BA Hons English Language and Literature (Distinction) (the Open University).
BA Hons Sociology (Lancaster University).
MA Psychiatry, Philosophy and Society (University of Sheffield).
MPhil. English Literature (University of Sheffield).
PhD. Women’s Studies (Lancaster University).
PG Cert. Academic Practice (the Open University).
Fellowship Higher Education Academy (Advance HE).
My Master’s research thesis (University of Sheffield, 2002) was on African American women’s writing, a topic that led, by way of research into Harriet Jacobs’s 1861 slave narrative Incidents in the Life of a Slave Girl and its contexts, to my PhD thesis on the writings of the American abolitionist author Lydia Maria Child (Lancaster University, 2006), including An Appeal in Favor of that Class of Americans Called Africans (1833), Anti-Slavery Catechism (1836), Philothea (1836), Authentic Anecdotes of American Slavery (1838), Letters from New York (1843 and 1845), The Freedman’s Book (1865), A Romance of the Republic (1867) and various short stories for children and adults published in periodicals between the 1820s and the 1860s.
I became a Fellow of the Higher Education Academy in 2010, after completing my Postgraduate Certificate in Academic Practice (English Literature subject specialism) with the Open University in 2009.

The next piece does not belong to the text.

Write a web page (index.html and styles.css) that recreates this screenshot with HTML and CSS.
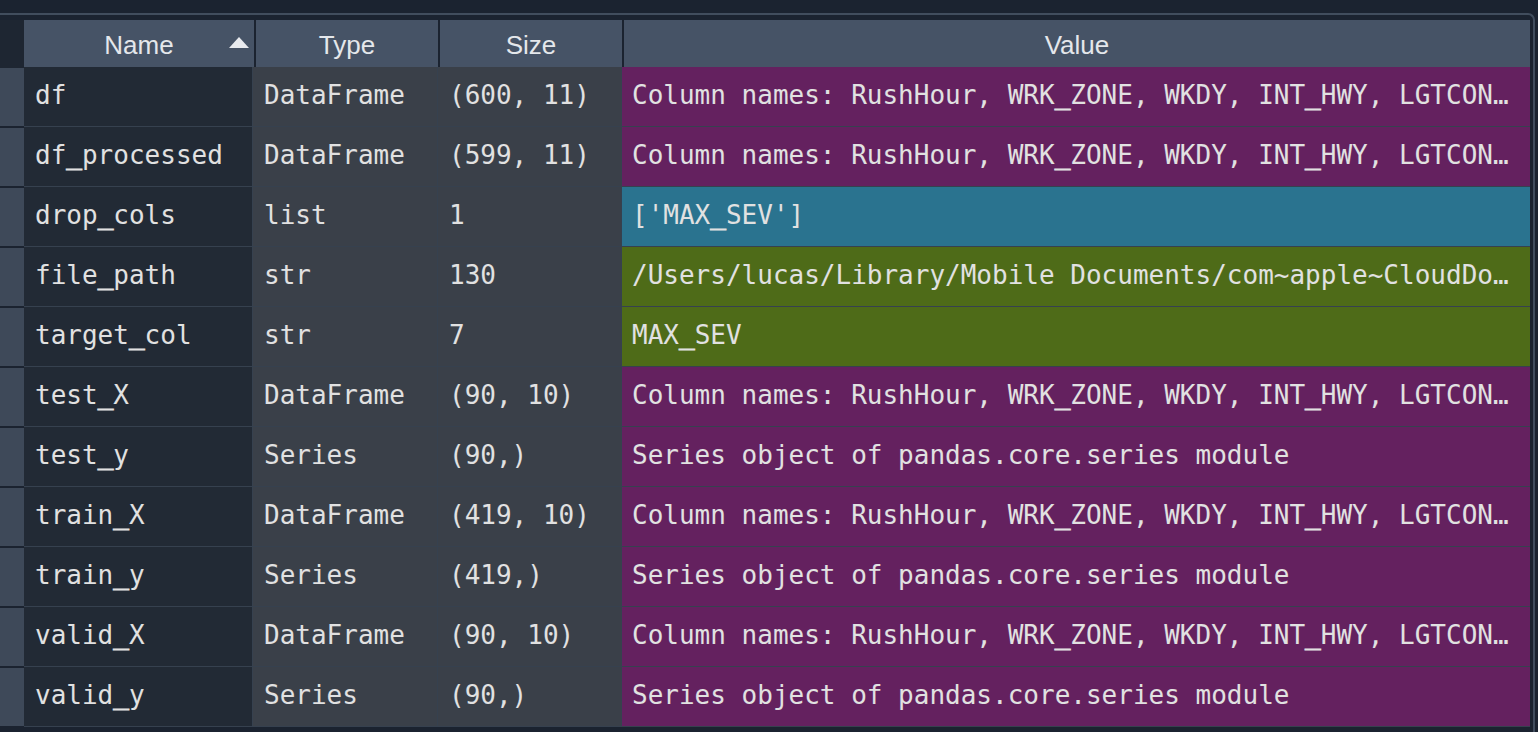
FILE: index.html
```html
<!DOCTYPE html>
<html>
<head>
<meta charset="utf-8">
<link rel="stylesheet" href="styles.css">
</head>
<body>
<div class="panel">
  <div class="gutter">
    <div class="gutter-head"></div>
    <div class="gcell"></div><div class="gcell"></div><div class="gcell"></div><div class="gcell"></div>
    <div class="gcell"></div><div class="gcell"></div><div class="gcell"></div><div class="gcell"></div>
    <div class="gcell"></div><div class="gcell"></div><div class="gcell"></div>
  </div>
  <div class="table">
    <div class="head">
      <div class="hcell sorted">Name<span class="arrow"></span></div>
      <div class="hcell">Type</div>
      <div class="hcell">Size</div>
      <div class="hcell">Value</div>
    </div>
    <div class="body">
      <div class="cell name">df</div><div class="cell meta">DataFrame</div><div class="cell meta">(600, 11)</div><div class="cell val purple">Column names: RushHour, WRK<span class="us">_</span>ZONE, WKDY, INT<span class="us">_</span>HWY, LGTCON…</div>
      <div class="cell name">df<span class="us">_</span>processed</div><div class="cell meta">DataFrame</div><div class="cell meta">(599, 11)</div><div class="cell val purple">Column names: RushHour, WRK<span class="us">_</span>ZONE, WKDY, INT<span class="us">_</span>HWY, LGTCON…</div>
      <div class="cell name">drop<span class="us">_</span>cols</div><div class="cell meta">list</div><div class="cell meta">1</div><div class="cell val blue">['MAX<span class="us">_</span>SEV']</div>
      <div class="cell name">file<span class="us">_</span>path</div><div class="cell meta">str</div><div class="cell meta">130</div><div class="cell val green">/Users/lucas/Library/Mobile Documents/com~apple~CloudDo…</div>
      <div class="cell name">target<span class="us">_</span>col</div><div class="cell meta">str</div><div class="cell meta">7</div><div class="cell val green">MAX<span class="us">_</span>SEV</div>
      <div class="cell name">test<span class="us">_</span>X</div><div class="cell meta">DataFrame</div><div class="cell meta">(90, 10)</div><div class="cell val purple">Column names: RushHour, WRK<span class="us">_</span>ZONE, WKDY, INT<span class="us">_</span>HWY, LGTCON…</div>
      <div class="cell name">test<span class="us">_</span>y</div><div class="cell meta">Series</div><div class="cell meta">(90,)</div><div class="cell val purple">Series object of pandas.core.series module</div>
      <div class="cell name">train<span class="us">_</span>X</div><div class="cell meta">DataFrame</div><div class="cell meta">(419, 10)</div><div class="cell val purple">Column names: RushHour, WRK<span class="us">_</span>ZONE, WKDY, INT<span class="us">_</span>HWY, LGTCON…</div>
      <div class="cell name">train<span class="us">_</span>y</div><div class="cell meta">Series</div><div class="cell meta">(419,)</div><div class="cell val purple">Series object of pandas.core.series module</div>
      <div class="cell name">valid<span class="us">_</span>X</div><div class="cell meta">DataFrame</div><div class="cell meta">(90, 10)</div><div class="cell val purple">Column names: RushHour, WRK<span class="us">_</span>ZONE, WKDY, INT<span class="us">_</span>HWY, LGTCON…</div>
      <div class="cell name">valid<span class="us">_</span>y</div><div class="cell meta">Series</div><div class="cell meta">(90,)</div><div class="cell val purple">Series object of pandas.core.series module</div>
    </div>
  </div>
</div>
</body>
</html>
```
FILE: styles.css
```css
html, body {
  margin: 0;
  padding: 0;
  background: #1b2330;
  width: 1538px;
  height: 732px;
  overflow: hidden;
}

.panel {
  margin-top: 13px;
  width: 1535px;
  box-sizing: border-box;
  border-top: 2px solid #414d5d;
  border-right: 2px solid #414d5d;
  border-top-right-radius: 7px;
  padding-top: 5px;
  padding-right: 3px;
  display: flex;
  align-items: flex-start;
  height: 740px;
}

.gutter {
  width: 24px;
  flex: none;
  display: flex;
  flex-direction: column;
}

.gutter-head {
  height: 48px;
  background: #1e2632;
}

.gcell {
  height: 58px;
  background: #3e4959;
  border-bottom: 2px solid #1b2330;
}

.gcell:first-of-type {
  height: 60px;
}

.table {
  flex: 1;
  display: flex;
  flex-direction: column;
}

.head {
  display: grid;
  grid-template-columns: 230px 182px 182px 1fr;
  column-gap: 2px;
  height: 47px;
  background: #1b2330;
}

.hcell {
  position: relative;
  background: #465366;
  color: #e4e7eb;
  font-family: "Liberation Sans", Arial, sans-serif;
  font-size: 26px;
  display: flex;
  align-items: center;
  justify-content: center;
  padding-top: 3px;
}

.arrow {
  position: absolute;
  right: 5px;
  top: 17px;
  width: 0;
  height: 0;
  border-left: 10.5px solid transparent;
  border-right: 10.5px solid transparent;
  border-bottom: 11px solid #e8eaee;
}

.body {
  display: grid;
  grid-template-columns: 228px 184px 183px 908px;
  grid-auto-rows: 59px;
  gap: 1px;
  padding-bottom: 1px;
  background: #36414f;
}

.cell {
  font-family: "DejaVu Sans Mono", monospace;
  font-size: 26px;
  line-height: 56px;
  height: 59px;
  box-sizing: border-box;
  color: #e1e1e1;
  padding-left: 11px;
  white-space: nowrap;
  overflow: hidden;
}

.us {
  -webkit-text-stroke: 1px #e1e1e1;
}

.name {
  background: #222a35;
}

.meta {
  background: #3a4049;
}

.val {
  padding-left: 10px;
}

.purple {
  background: #64215f;
}

.blue {
  background: #2a738f;
}

.green {
  background: #4e6b18;
}
```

I am interested in representations of sea voyages and the sea in literature and connections between maritime activity and literary culture. How have sea voyages been represented in literature, and how has this changed over time? In what ways have sea voyages been used as a metaphor? What influence have developments in cartographic representations of the sea and oceans had on literary representations of voyages? How have film makers exploited the creative possibilities of their medium to represent sea voyages on the screen? What impact has maritime activity had on reading and writing practices since the sixteenth century? Works for exploration and analysis include renaissance drama such as Shakespeare's The Tempest, eighteenth-century satire such as Jonathan Swift's Gulliver's Travels, tales contained in Arabian Nights' Entertainments such as 'Sindbad the Sailor', the slave narrative The Interesting Narrative of the Life of Olaudah Equiano, or Gustavus Vassa, the African, Written by Himself, Samuel Taylor Coleridge's Romantic era poem Rime of the Ancient Mariner and its illustrations, Hans Christian Andersen's fairy tale 'The Little Mermaid', Herman Melville's nineteenth-century novel Moby Dick and its intertexts, Toni Morrison's representation of the Middle Passage in Beloved and early twenty-first century works such as Yann Martel's shipwreck novel Life of Pi and Disney's musical animation for children Moana. I am also interested in the representation of animals, real and imagined, as they appear in some of these works, for example the albatross in Rime of the Ancient Mariner, the whale in Moby Dick and the tiger in Life of Pi. In what ways has the relationship between human and animal in the seascape been represented in literature? What does the presence of sea monsters on renaissance maps of the sea and oceans mean for our understanding of the history of the book and of ideas? What impact is global warming having on literary representations of our relationship to the sea and oceans? Within this context my research considers issues of race, gender, class, language, migration and the future.
I am an Associate Lecturer and currently teach:
A111: Discovering the Arts and Humanities.
YXM130: Making Your Learning Count.
A233: Telling Stories: the novel and beyond.
My teaching interests centre on blended approaches to teaching and learning in the Arts and Humanities and in English Literature. I have conducted research into online learning from a student perspective as part of my Postgraduate Certificate in Academic Practice, and have continuing interests in how best to harness the benefits for students and for tutors of digital resources.
I am currently collaborating with researchers at IBAR (Institute for Black Atlantic Research) at the University of Central Lancashire in Preston on a project to investigage the relationship of the Manchester Literary and Philosophical Society to slavery and abolition between 1780 and 1865.